Romania is different – memories

Things have felt more difficult since I reached Romania, it’s the change in weather I guess. It’s certainly not the people or the landscape.

Normally this terrain wouldn’t be ever so challenging. I’ve been walking through low hills, climbs of a few hundred metres at a time, altitude ranging between 500 and 1000m. The worst problems to deal with are sticky mud rather than steep climbs or rocky scrambles.
It’s easy to find paths between villages, once I have a decent map to work with. Finding maps has involved the same struggle as Ukraine, trying to source them online in the UK, having to order what was in stock and use those to work out a route, tourist maps (those of 1:75,000 or lower) only being available for mountainous territory, having to resort to tedious road walking when I don’t have maps for that area.
I don’t know if I’m doing the right thing by working like this, I just hate using electronic gadgets. Staring at a device in your hand. I haven’t found an app on my phone that I like using, you can’t zoom out to get an overview without fiddly scrolling and difficulty placing yourself. Plus it uses battery power, especially in these cold conditions. Maybe I need something specific, built for this purpose, rather than trying to use my phone for everything. I don’t mind carrying the weight of a stack of paper, the problem comes in sourcing those bits of paper to cover my entire route.

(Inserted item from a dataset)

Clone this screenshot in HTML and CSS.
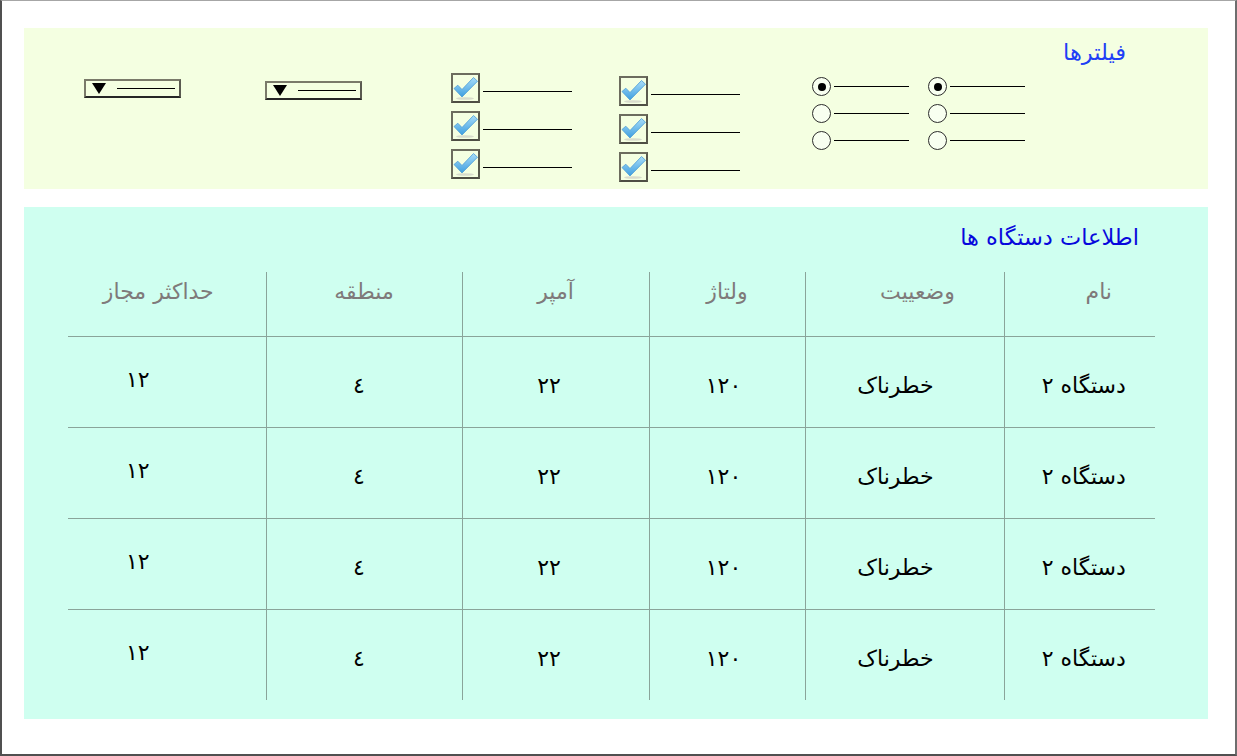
FILE: index.html
```html
<!DOCTYPE html>
<html lang="fa" dir="rtl">
<head>
<meta charset="utf-8">
<title>اطلاعات دستگاه ها</title>
<link rel="stylesheet" href="styles.css">
</head>
<body>
<div class="frame">
  <section class="panel filters">
    <h2 class="ptitle filters-title">فیلترها</h2>
    <div class="controls">
      <div class="radio-col r1">
        <div class="radio-item"><span class="radio on"></span><span class="ln rl"></span></div>
        <div class="radio-item"><span class="radio"></span><span class="ln rl"></span></div>
        <div class="radio-item"><span class="radio"></span><span class="ln rl"></span></div>
      </div>
      <div class="radio-col r2">
        <div class="radio-item"><span class="radio on"></span><span class="ln rl"></span></div>
        <div class="radio-item"><span class="radio"></span><span class="ln rl"></span></div>
        <div class="radio-item"><span class="radio"></span><span class="ln rl"></span></div>
      </div>
      <div class="check-col c2">
        <div class="check-item"><span class="box"><svg viewBox="0 0 25 25" width="25" height="25"><defs><linearGradient id="g1" x1="0" y1="0" x2="0" y2="1"><stop offset="0" stop-color="#a8dcf8"/><stop offset="1" stop-color="#3e9fe0"/></linearGradient></defs><ellipse cx="12" cy="22.5" rx="9" ry="1.3" fill="#d8dccc"/><polygon points="1,12.5 4.8,9.2 9,13.5 20.5,1.5 24.5,5.2 9,21" fill="url(#g1)" stroke="#4a9cd6" stroke-width="0.8" stroke-linejoin="round"/></svg></span><span class="ln cl"></span></div>
        <div class="check-item"><span class="box"><svg viewBox="0 0 25 25" width="25" height="25"><ellipse cx="12" cy="22.5" rx="9" ry="1.3" fill="#d8dccc"/><polygon points="1,12.5 4.8,9.2 9,13.5 20.5,1.5 24.5,5.2 9,21" fill="url(#g1)" stroke="#4a9cd6" stroke-width="0.8" stroke-linejoin="round"/></svg></span><span class="ln cl"></span></div>
        <div class="check-item"><span class="box"><svg viewBox="0 0 25 25" width="25" height="25"><ellipse cx="12" cy="22.5" rx="9" ry="1.3" fill="#d8dccc"/><polygon points="1,12.5 4.8,9.2 9,13.5 20.5,1.5 24.5,5.2 9,21" fill="url(#g1)" stroke="#4a9cd6" stroke-width="0.8" stroke-linejoin="round"/></svg></span><span class="ln cl"></span></div>
      </div>
      <div class="check-col c1">
        <div class="check-item"><span class="box"><svg viewBox="0 0 25 25" width="25" height="25"><ellipse cx="12" cy="22.5" rx="9" ry="1.3" fill="#d8dccc"/><polygon points="1,12.5 4.8,9.2 9,13.5 20.5,1.5 24.5,5.2 9,21" fill="url(#g1)" stroke="#4a9cd6" stroke-width="0.8" stroke-linejoin="round"/></svg></span><span class="ln cl"></span></div>
        <div class="check-item"><span class="box"><svg viewBox="0 0 25 25" width="25" height="25"><ellipse cx="12" cy="22.5" rx="9" ry="1.3" fill="#d8dccc"/><polygon points="1,12.5 4.8,9.2 9,13.5 20.5,1.5 24.5,5.2 9,21" fill="url(#g1)" stroke="#4a9cd6" stroke-width="0.8" stroke-linejoin="round"/></svg></span><span class="ln cl"></span></div>
        <div class="check-item"><span class="box"><svg viewBox="0 0 25 25" width="25" height="25"><ellipse cx="12" cy="22.5" rx="9" ry="1.3" fill="#d8dccc"/><polygon points="1,12.5 4.8,9.2 9,13.5 20.5,1.5 24.5,5.2 9,21" fill="url(#g1)" stroke="#4a9cd6" stroke-width="0.8" stroke-linejoin="round"/></svg></span><span class="ln cl"></span></div>
      </div>
      <div class="select s2"><svg class="tri" viewBox="0 0 14 11" width="14" height="11"><polygon points="0,0 14,0 7,11" fill="#000"/></svg><span class="ln sl"></span></div>
      <div class="select s1"><svg class="tri" viewBox="0 0 14 11" width="14" height="11"><polygon points="0,0 14,0 7,11" fill="#000"/></svg><span class="ln sl"></span></div>
    </div>
  </section>

  <section class="panel devices">
    <h2 class="ptitle devices-title">اطلاعات دستگاه ها</h2>
    <table class="grid">
      <colgroup>
        <col class="w1"><col class="w2"><col class="w3"><col class="w4"><col class="w5"><col class="w6">
      </colgroup>
      <thead>
        <tr><th class="h-name">نام</th><th class="h-st">وضعییت</th><th>ولتاژ</th><th>آمپر</th><th>منطقه</th><th class="h-max">حداکثر مجاز</th></tr>
      </thead>
      <tbody>
        <tr><td class="name">دستگاه ٢</td><td class="st">خطرناک</td><td class="volt">١٢٠</td><td class="amp">٢٢</td><td class="zone">٤</td><td class="max">١٢</td></tr>
        <tr><td class="name">دستگاه ٢</td><td class="st">خطرناک</td><td class="volt">١٢٠</td><td class="amp">٢٢</td><td class="zone">٤</td><td class="max">١٢</td></tr>
        <tr><td class="name">دستگاه ٢</td><td class="st">خطرناک</td><td class="volt">١٢٠</td><td class="amp">٢٢</td><td class="zone">٤</td><td class="max">١٢</td></tr>
        <tr><td class="name">دستگاه ٢</td><td class="st">خطرناک</td><td class="volt">١٢٠</td><td class="amp">٢٢</td><td class="zone">٤</td><td class="max">١٢</td></tr>
      </tbody>
    </table>
  </section>
</div>
</body>
</html>
```

FILE: styles.css
```css
html, body {
  margin: 0;
  padding: 0;
  background: #ffffff;
}

body {
  font-family: "DejaVu Sans", "Noto Sans", sans-serif;
  font-size: 22px;
}

.frame {
  width: 1237px;
  height: 756px;
  box-sizing: border-box;
  border-top: 1px solid #a6a6a6;
  border-left: 2px solid #505050;
  border-right: 2px solid #6e6e6e;
  border-bottom: 2px solid #505050;
  padding: 27px 27px 0 22px;
  display: flex;
  flex-direction: column;
  gap: 18px;
}

.panel {
  width: 1184px;
  box-sizing: border-box;
}

.filters {
  height: 161px;
  background: #f4ffe1;
  padding-top: 11px;
}

.devices {
  height: 512px;
  background: #cffff0;
  padding-top: 17px;
}

.ptitle {
  margin: 0;
  font-weight: normal;
  font-size: 22.5px;
  line-height: 27px;
}

.filters-title {
  color: #1f3ff6;
  margin-right: 82px;
}

.devices-title {
  color: #0808dc;
  margin-right: 69px;
}

/* filter controls */
.controls {
  display: flex;
  align-items: flex-start;
  margin-top: 7px;
  margin-right: 183px;
}

.ln {
  display: block;
  height: 1px;
  background: #000;
}

.radio-col {
  direction: ltr;
  display: flex;
  flex-direction: column;
  gap: 8px;
  margin-top: 4px;
}

.r2 { margin-right: 19px; }

.radio-item {
  display: flex;
  align-items: center;
  height: 19px;
}

.radio {
  width: 19px;
  height: 19px;
  box-sizing: border-box;
  border: 1px solid #2c2c2c;
  border-radius: 50%;
  background: #f8fff0;
  display: flex;
  align-items: center;
  justify-content: center;
}

.radio.on::after {
  content: "";
  width: 8px;
  height: 8px;
  border-radius: 50%;
  background: #000;
}

.rl {
  width: 75px;
  margin-left: 3px;
}

.check-col {
  direction: ltr;
  display: flex;
  flex-direction: column;
  gap: 9px;
}

.c2 { margin-right: 72px; margin-top: 3px; }
.c1 { margin-right: 47px; }

.check-item {
  display: flex;
  align-items: flex-start;
  height: 29px;
}

.box {
  width: 29px;
  height: 30px;
  box-sizing: border-box;
  border: 2px solid #6c6c5e;
  border-right-color: #5a5a4e;
  border-bottom-color: #4e4e44;
  display: flex;
  align-items: center;
  justify-content: center;
}

.cl {
  width: 89px;
  margin-left: 3px;
  margin-top: 18px;
}

.select {
  direction: ltr;
  width: 97px;
  height: 19px;
  box-sizing: border-box;
  border: 2px solid #7a7a6a;
  border-bottom-color: #262626;
  border-right-color: #5a5a50;
  display: flex;
  align-items: center;
  padding-left: 6px;
}

.s2 { margin-right: 89px; margin-top: 8px; }
.s1 { margin-right: 84px; margin-top: 6px; }

.tri { display: block; }

.sl {
  width: 58px;
  margin-left: 11px;
}

/* table */
.grid {
  margin-top: 21px;
  margin-right: 53px;
  width: 1087px;
  table-layout: fixed;
  border-collapse: collapse;
}

.w1 { width: 151px; }
.w2 { width: 199px; }
.w3 { width: 156px; }
.w4 { width: 187px; }
.w5 { width: 196px; }
.w6 { width: 198px; }

.grid th,
.grid td {
  padding: 0;
  text-align: center;
  vertical-align: top;
  line-height: 26px;
  border-left: 1px solid #8aa49a;
}

.grid th:last-child,
.grid td:last-child {
  border-left: none;
}

.grid th {
  font-weight: normal;
  color: #7f7a7a;
  height: 64px;
  padding-top: 7px;
  box-sizing: border-box;
  border-bottom: 1px solid #8aa49a;
}

.grid th.h-name { padding-left: 38px; }
.grid th.h-st { padding-left: 26px; }
.grid th.h-max { padding-right: 17px; }

.grid td {
  color: #000;
  height: 91px;
  box-sizing: border-box;
  padding-top: 36px;
}

.grid tbody tr:not(:last-child) td {
  border-bottom: 1px solid #8aa49a;
}

.grid td.name { padding-left: 8px; }
.grid td.st { padding-right: 18px; }
.grid td.volt { padding-right: 7px; }
.grid td.amp { padding-right: 13px; }
.grid td.zone { padding-right: 10px; }
.grid td.max {
  padding-top: 30px;
  padding-right: 58px;
}
```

Right now I’m missing maps for after Deva, particularly the flat piece of Romania south of the carpathians. And I haven’t even looked ahead to Bulgaria to see what’s available there.
Here I am, moaning again. There’s not much poetry here. I feel tired, have struggled to find anything worth writing down.

It’s the cold that has made things difficult, I’m well into winter now, frost every night for weeks and then, in the final few days before I stopped for a Christmas break, snow. Weather like this has worn me down, it takes a lot of energy to stay out in the cold all day and all night. Keeping safe takes a lot of thought when you don’t have permanent infrastructure around you.  I access safety in exchange for money – going into hotels more than I would like to. It’s a weakness, sinking into the safety of a warm hotel bed for an evening, escaping from the gnawing cold. But paying for accommodation adds a budgetary stress, and strangely I feel more solitary there than I do in a tent. 
I am excited by my sense of survival, the beauty of waking up to pale dawn, out of the tent for the first wee and seeing deer cross a frozen field, all is crisp and crystalline, they pick their way over ploughed clods and corn stubble, turning to pause and look at me, the only other large animal in our landscape. I am thrilled to be cosy in my sleeping bag, layering myself up using kit that I have chosen for its effectiveness, feeling the warmth build inside my cocoon when the chill in the air outside will numb my skin within seconds. I make camp within 20 minutes of dark, attempt to write a short account of the day in my diary as the twilight deepens, then put food into my body, anything to add calories, to heat my body from within with digestive fire.
I love it, but it also scares me. I am scared of what I can’t do, scared of worse to come. Every single moment is difficult and takes energy, it’s not relaxing.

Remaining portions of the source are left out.